WRITTEN TASK
Extract the full listing verbatim and drop any pictures from your copy.

DATA EXCERPT
───
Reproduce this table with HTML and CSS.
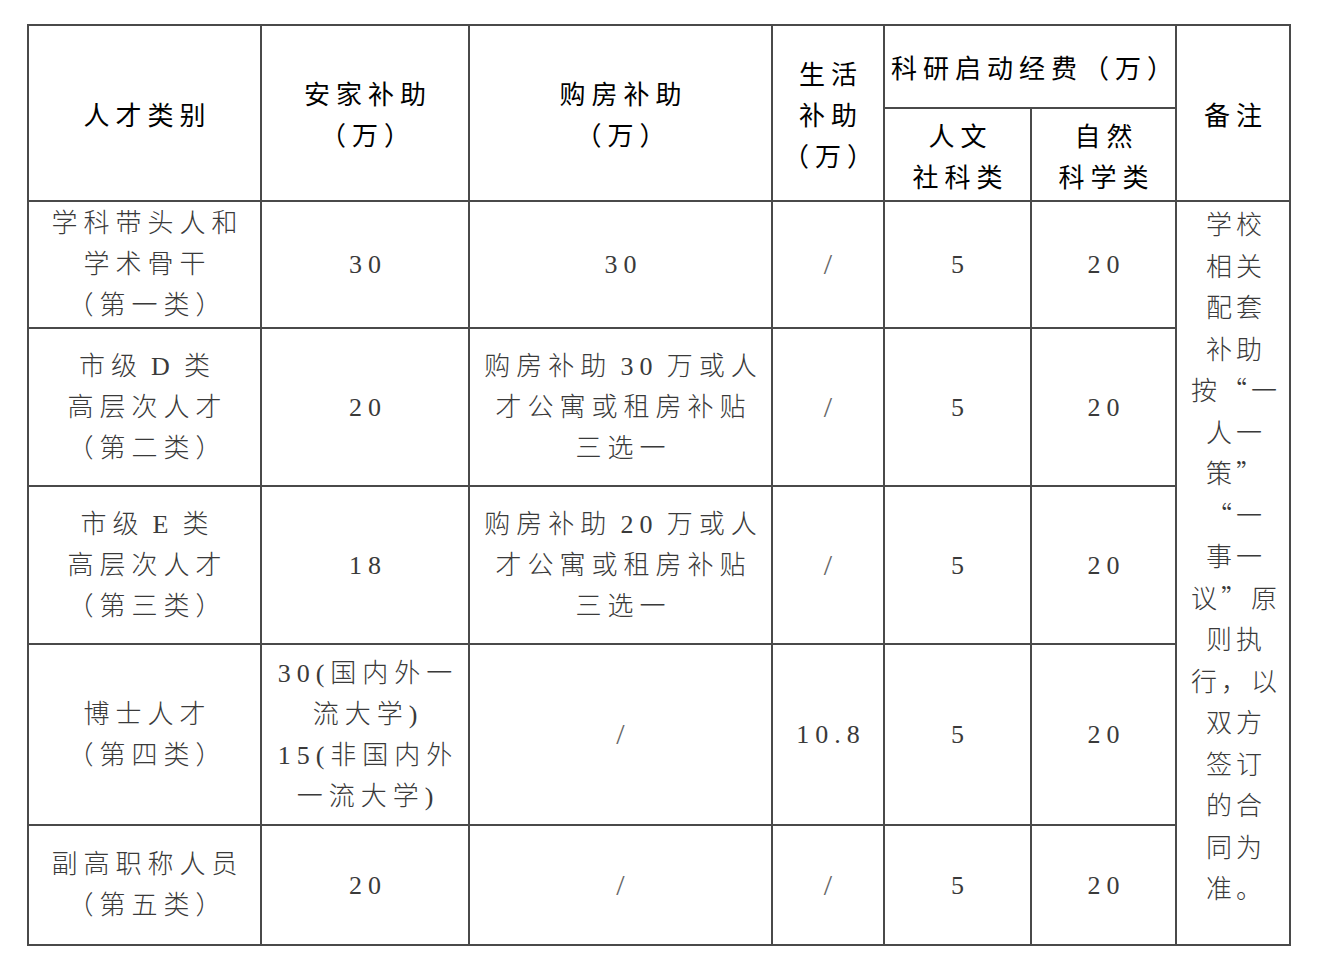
FILE: index.html
```html
<!DOCTYPE html>
<html lang="zh-CN">
<head>
<meta charset="utf-8">
<link rel="stylesheet" href="styles.css">
</head>
<body>
<table class="grid">
  <colgroup>
    <col class="c1"><col class="c2"><col class="c3"><col class="c4"><col class="c5"><col class="c6"><col class="c7">
  </colgroup>
  <thead>
    <tr class="h1">
      <th rowspan="2">人才类别</th>
      <th rowspan="2">安家补助<br>（万）</th>
      <th rowspan="2">购房补助<br>（万）</th>
      <th rowspan="2">生活<br>补助<br>（万）</th>
      <th colspan="2">科研启动经费（万）</th>
      <th rowspan="2">备注</th>
    </tr>
    <tr class="h2">
      <th>人文<br>社科类</th>
      <th>自然<br>科学类</th>
    </tr>
  </thead>
  <tbody>
    <tr class="r1">
      <td>学科带头人和<br>学术骨干<br>（第一类）</td>
      <td>30</td>
      <td>30</td>
      <td><span class="slash">/</span></td>
      <td>5</td>
      <td>20</td>
      <td rowspan="5" class="note">学校<br>相关<br>配套<br>补助<br>按“一<br>人一<br>策”<br>“一<br>事一<br>议”原<br>则执<br>行，以<br>双方<br>签订<br>的合<br>同为<br>准。</td>
    </tr>
    <tr class="r2">
      <td>市级&#8202;D&#8202;类<br>高层次人才<br>（第二类）</td>
      <td>20</td>
      <td>购房补助&#8202;30&#8202;万或人<br>才公寓或租房补贴<br>三选一</td>
      <td><span class="slash">/</span></td>
      <td>5</td>
      <td>20</td>
    </tr>
    <tr class="r3">
      <td>市级&#8202;E&#8202;类<br>高层次人才<br>（第三类）</td>
      <td>18</td>
      <td>购房补助&#8202;20&#8202;万或人<br>才公寓或租房补贴<br>三选一</td>
      <td><span class="slash">/</span></td>
      <td>5</td>
      <td>20</td>
    </tr>
    <tr class="r4">
      <td>博士人才<br>（第四类）</td>
      <td>30(国内外一<br>流大学)<br>15(非国内外<br>一流大学)</td>
      <td><span class="slash">/</span></td>
      <td>10.8</td>
      <td>5</td>
      <td>20</td>
    </tr>
    <tr class="r5">
      <td>副高职称人员<br>（第五类）</td>
      <td>20</td>
      <td><span class="slash">/</span></td>
      <td><span class="slash">/</span></td>
      <td>5</td>
      <td>20</td>
    </tr>
  </tbody>
</table>
</body>
</html>
```

FILE: styles.css
```css
html, body {
  margin: 0;
  padding: 0;
  background: #ffffff;
}
body {
  padding: 24px 0 0 27px;
  font-family: "Noto Sans CJK SC", "Noto Sans", sans-serif;
}
.grid {
  border-collapse: collapse;
  table-layout: fixed;
  width: 1264px;
}
.c1 { width: 233px; }
.c2 { width: 208px; }
.c3 { width: 303px; }
.c4 { width: 112px; }
.c5 { width: 147px; }
.c6 { width: 145px; }
.c7 { width: 114px; }
.grid th, .grid td {
  border: 2px solid #4a4a4a;
  padding: 0 0 0 6px;
  text-align: center;
  vertical-align: middle;
  font-size: 26px;
  line-height: 41px;
  letter-spacing: 6px;
  white-space: nowrap;
}
.grid th {
  font-weight: 400;
  color: #000000;
}
.grid td {
  font-family: "Liberation Serif", "Noto Sans CJK SC", serif;
  font-size: 26px;
  font-weight: 300;
  color: #3a3a3a;
}
.slash {
  font-family: "Liberation Serif", serif;
  font-size: 30px;
  color: #666666;
}
.h1 { height: 83px; }
.h2 { height: 93px; }
.r1 { height: 127px; }
.r2 { height: 158px; }
.r3 { height: 158px; }
.r4 { height: 181px; }
.r5 { height: 120px; }
.grid td.note {
  font-family: "Noto Sans CJK SC", sans-serif;
  vertical-align: top;
  letter-spacing: 4px;
  line-height: 41.5px;
}
```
───
REPLY
Reproduce this table with HTML and CSS.
FILE: index.html
```html
<!DOCTYPE html>
<html lang="zh-CN">
<head>
<meta charset="utf-8">
<link rel="stylesheet" href="styles.css">
</head>
<body>
<table class="grid">
  <colgroup>
    <col class="c1"><col class="c2"><col class="c3"><col class="c4"><col class="c5"><col class="c6"><col class="c7">
  </colgroup>
  <thead>
    <tr class="h1">
      <th rowspan="2">人才类别</th>
      <th rowspan="2">安家补助<br>（万）</th>
      <th rowspan="2">购房补助<br>（万）</th>
      <th rowspan="2">生活<br>补助<br>（万）</th>
      <th colspan="2">科研启动经费（万）</th>
      <th rowspan="2">备注</th>
    </tr>
    <tr class="h2">
      <th>人文<br>社科类</th>
      <th>自然<br>科学类</th>
    </tr>
  </thead>
  <tbody>
    <tr class="r1">
      <td>学科带头人和<br>学术骨干<br>（第一类）</td>
      <td>30</td>
      <td>30</td>
      <td><span class="slash">/</span></td>
      <td>5</td>
      <td>20</td>
      <td rowspan="5" class="note">学校<br>相关<br>配套<br>补助<br>按“一<br>人一<br>策”<br>“一<br>事一<br>议”原<br>则执<br>行，以<br>双方<br>签订<br>的合<br>同为<br>准。</td>
    </tr>
    <tr class="r2">
      <td>市级&#8202;D&#8202;类<br>高层次人才<br>（第二类）</td>
      <td>20</td>
      <td>购房补助&#8202;30&#8202;万或人<br>才公寓或租房补贴<br>三选一</td>
      <td><span class="slash">/</span></td>
      <td>5</td>
      <td>20</td>
    </tr>
    <tr class="r3">
      <td>市级&#8202;E&#8202;类<br>高层次人才<br>（第三类）</td>
      <td>18</td>
      <td>购房补助&#8202;20&#8202;万或人<br>才公寓或租房补贴<br>三选一</td>
      <td><span class="slash">/</span></td>
      <td>5</td>
      <td>20</td>
    </tr>
    <tr class="r4">
      <td>博士人才<br>（第四类）</td>
      <td>30(国内外一<br>流大学)<br>15(非国内外<br>一流大学)</td>
      <td><span class="slash">/</span></td>
      <td>10.8</td>
      <td>5</td>
      <td>20</td>
    </tr>
    <tr class="r5">
      <td>副高职称人员<br>（第五类）</td>
      <td>20</td>
      <td><span class="slash">/</span></td>
      <td><span class="slash">/</span></td>
      <td>5</td>
      <td>20</td>
    </tr>
  </tbody>
</table>
</body>
</html>
```

FILE: styles.css
```css
html, body {
  margin: 0;
  padding: 0;
  background: #ffffff;
}
body {
  padding: 24px 0 0 27px;
  font-family: "Noto Sans CJK SC", "Noto Sans", sans-serif;
}
.grid {
  border-collapse: collapse;
  table-layout: fixed;
  width: 1264px;
}
.c1 { width: 233px; }
.c2 { width: 208px; }
.c3 { width: 303px; }
.c4 { width: 112px; }
.c5 { width: 147px; }
.c6 { width: 145px; }
.c7 { width: 114px; }
.grid th, .grid td {
  border: 2px solid #4a4a4a;
  padding: 0 0 0 6px;
  text-align: center;
  vertical-align: middle;
  font-size: 26px;
  line-height: 41px;
  letter-spacing: 6px;
  white-space: nowrap;
}
.grid th {
  font-weight: 400;
  color: #000000;
}
.grid td {
  font-family: "Liberation Serif", "Noto Sans CJK SC", serif;
  font-size: 26px;
  font-weight: 300;
  color: #3a3a3a;
}
.slash {
  font-family: "Liberation Serif", serif;
  font-size: 30px;
  color: #666666;
}
.h1 { height: 83px; }
.h2 { height: 93px; }
.r1 { height: 127px; }
.r2 { height: 158px; }
.r3 { height: 158px; }
.r4 { height: 181px; }
.r5 { height: 120px; }
.grid td.note {
  font-family: "Noto Sans CJK SC", sans-serif;
  vertical-align: top;
  letter-spacing: 4px;
  line-height: 41.5px;
}
```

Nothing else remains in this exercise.